Vanhock takes the law into his own hand when it comes to breakfast cereals.

Transcript

{Open: Vanhock walks into his nook, groggy. He takes a box of "Generic-Os" out of the cupboard and goes over to the coffeemaker, pouring on the counter. He proceeds to take a cup out and put it under the steady stream of coffee. While this may seem like a semi-reasonable move, he proceeds to let his cup runneth over. Soon, the dribble reaches his foot, as he awakens in surprise.}

VANHOCK: Yowza!

{Vanhock quickly stops pouring, then sips his coffee, then drops it in surprise, breaking it over his already scalded foot. He begins hopping around like mad, clutching his foot.}

VANHOCK: Ow, ow, ow, ow...

{Vanhock goes over to the table, carrying the box of cereal and the coffee pot, still somehow full, and sets it on the table where he finds his cereal bowl from last night. Shrugging, he goes to get the milk. Then, he pours the cereal in the bowl, the coffee into the cereal, and the milk into the coffee pot. Vanhock pulls a spoon out of nowhere, and shovels the cereal in his milk.

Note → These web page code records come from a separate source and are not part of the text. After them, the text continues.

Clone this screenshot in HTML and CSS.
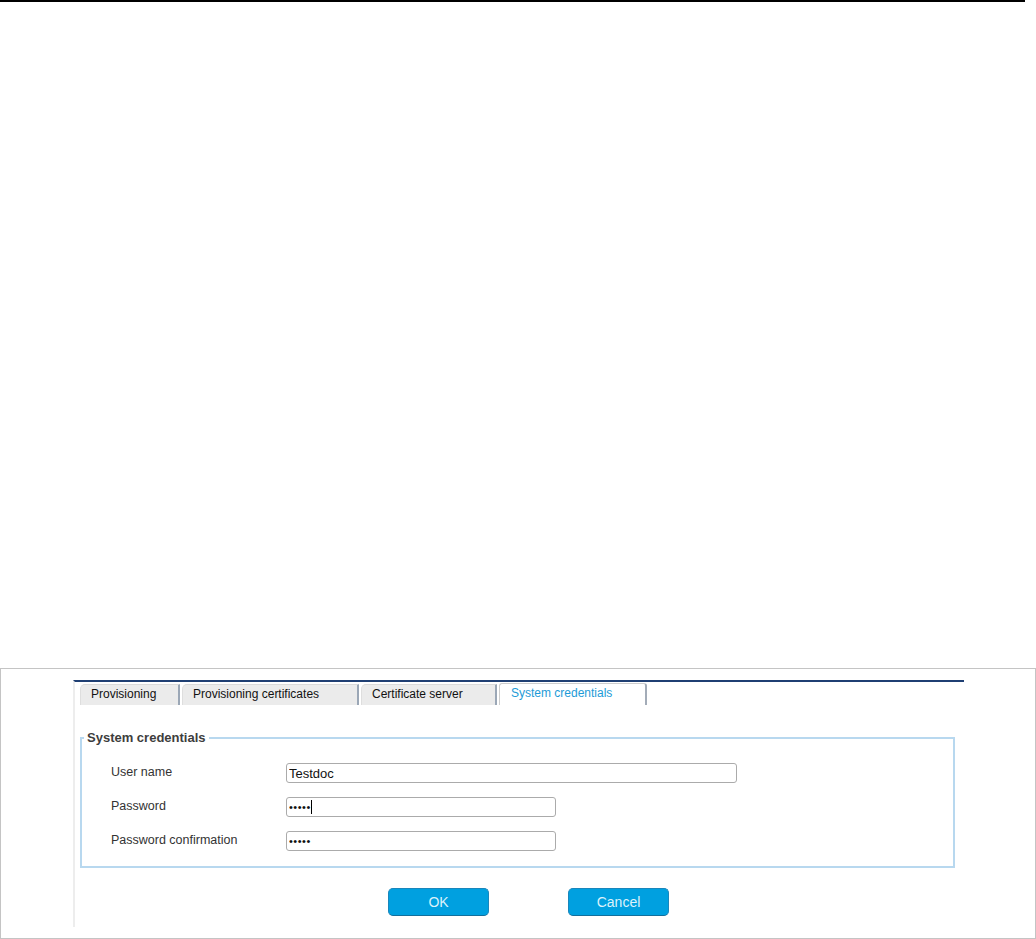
FILE: index.html
```html
<!DOCTYPE html>
<html lang="en">
<head>
<meta charset="utf-8">
<title>System credentials</title>
<link rel="stylesheet" href="styles.css">
</head>
<body>
<div class="topline"></div>
<div class="spacer"></div>
<div class="frame">
  <div class="panel">
    <div class="tabs">
      <div class="tab tab-1">Provisioning</div>
      <div class="tab tab-2">Provisioning certificates</div>
      <div class="tab tab-3">Certificate server</div>
      <div class="tab tab-active">System credentials</div>
    </div>
    <fieldset class="group">
      <legend class="group-title">System credentials</legend>
      <div class="form-grid">
        <label class="field-label" for="user">User name</label>
        <input class="field field-wide" id="user" type="text" value="Testdoc">
        <label class="field-label" for="pw">Password</label>
        <div class="field-wrap">
          <input class="field field-short field-secret" id="pw" type="password" value="aaaaa">
          <span class="caret"></span>
        </div>
        <label class="field-label" for="pw2">Password confirmation</label>
        <input class="field field-short field-secret" id="pw2" type="password" value="aaaaa">
      </div>
    </fieldset>
    <div class="actions">
      <button class="btn" type="button">OK</button>
      <button class="btn" type="button">Cancel</button>
    </div>
  </div>
</div>
</body>
</html>
```
FILE: styles.css
```css
html, body {
  margin: 0;
  padding: 0;
  background: #ffffff;
  font-family: "Liberation Sans", Arial, sans-serif;
  color: #000;
}

.topline {
  width: 1025px;
  height: 2px;
  background: #000;
}

.spacer {
  height: 666px;
}

.frame {
  box-sizing: border-box;
  width: 1036px;
  height: 271px;
  border: 1px solid #c4c4c4;
  padding: 11px 0 0 72px;
}

.panel {
  box-sizing: border-box;
  width: 891px;
  border-top: 2px solid #1f3f73;
  border-left: 2px solid #ededed;
  padding: 1px 0 11px 5px;
}

.tabs {
  display: flex;
  align-items: flex-end;
  gap: 2px;
  height: 22px;
}

.tab {
  box-sizing: border-box;
  height: 21px;
  background: #ebebeb;
  border-top: 1px solid #dadada;
  border-left: 1px solid #dedede;
  border-right: 2px solid #9ba7b6;
  border-top-left-radius: 5px;
  padding-left: 10px;
  font-size: 12px;
  line-height: 18px;
  color: #111;
  white-space: nowrap;
}

.tab-1 { width: 100px; }
.tab-2 { width: 177px; }
.tab-3 { width: 136px; }

.tab-active {
  box-sizing: border-box;
  width: 148px;
  height: 22px;
  background: #ffffff;
  border-top: 1px solid #cdcdcd;
  border-left: 1px solid #cdcdcd;
  border-right: 2px solid #a3acb8;
  border-top-left-radius: 3px;
  border-top-right-radius: 3px;
  padding-left: 11px;
  font-size: 12px;
  line-height: 19px;
  color: #1d9bd7;
  white-space: nowrap;
}

.group {
  box-sizing: border-box;
  width: 875px;
  margin: 25px 0 0 0;
  border: 2px solid #b8d8ef;
  padding: 17px 0 15px 0;
  min-inline-size: 0;
}

.group-title {
  margin-left: 2px;
  padding: 0 3px;
  font-size: 13px;
  font-weight: bold;
  line-height: 16px;
  color: #3d3d3d;
}

.form-grid {
  display: grid;
  grid-template-columns: 175px auto;
  row-gap: 14px;
  align-items: center;
  justify-items: start;
  padding-left: 29px;
}

.field-label {
  font-size: 12.5px;
  color: #333;
  line-height: 16px;
  margin-top: -3px;
}

.field-wrap {
  position: relative;
  display: flex;
}

.field {
  box-sizing: border-box;
  height: 20px;
  margin: 0;
  border: 1px solid #ababab;
  border-radius: 3px;
  padding: 0 2px;
  font-family: "Liberation Sans", Arial, sans-serif;
  font-size: 13px;
  color: #111;
  background: #fff;
  outline: none;
}

.field-secret {
  font-size: 11px;
  letter-spacing: 0.5px;
}

.field-wide { width: 451px; }
.field-short { width: 270px; }

.caret {
  position: absolute;
  left: 25px;
  top: 3px;
  width: 1px;
  height: 14px;
  background: #000;
}

.actions {
  display: flex;
  gap: 79px;
  margin: 20px 0 0 308px;
}

.btn {
  box-sizing: border-box;
  width: 101px;
  height: 28px;
  margin: 0;
  padding: 0;
  background: #00a0e0;
  border: 1px solid #1a86bb;
  border-bottom-color: #136f9c;
  border-radius: 5px;
  color: #dcf2fb;
  font-family: "Liberation Sans", Arial, sans-serif;
  font-size: 14px;
  line-height: 26px;
  cursor: pointer;
}
```
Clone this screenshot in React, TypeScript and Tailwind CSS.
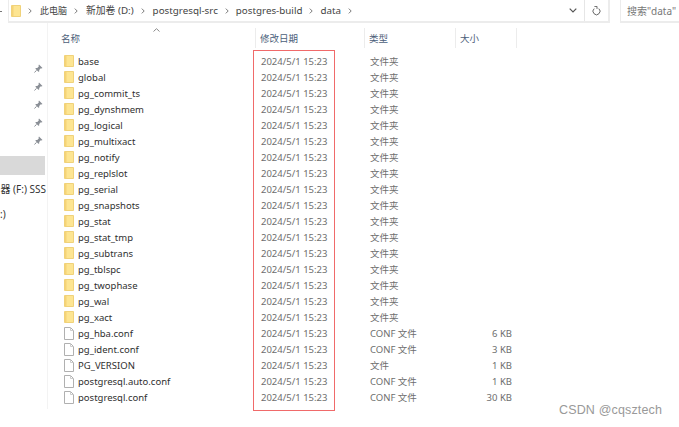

He spits it out in disgust}

VANHOCK: God, nobody knows how to factory-produce good cereal these days.

{Vanhock picks up the box. Cut outside. Vanhock is leaning on his fence.}

VANHOCK: Chwoka!

{Chwoka shuffles up.}

CHWOKA: What.

VANHOCK: Can you believe the GALL of cereal manufacturers these days!? {holds up the cereal box} I mean, look at this crap!

CHWOKA: Vanhock, it's 6:23 AM. I don't have the time for your coffee-in-the-cereal rants again-

VANHOCK: No, no, I put milk in it this time!

{short pause}

CHWOKA: ...milk in what?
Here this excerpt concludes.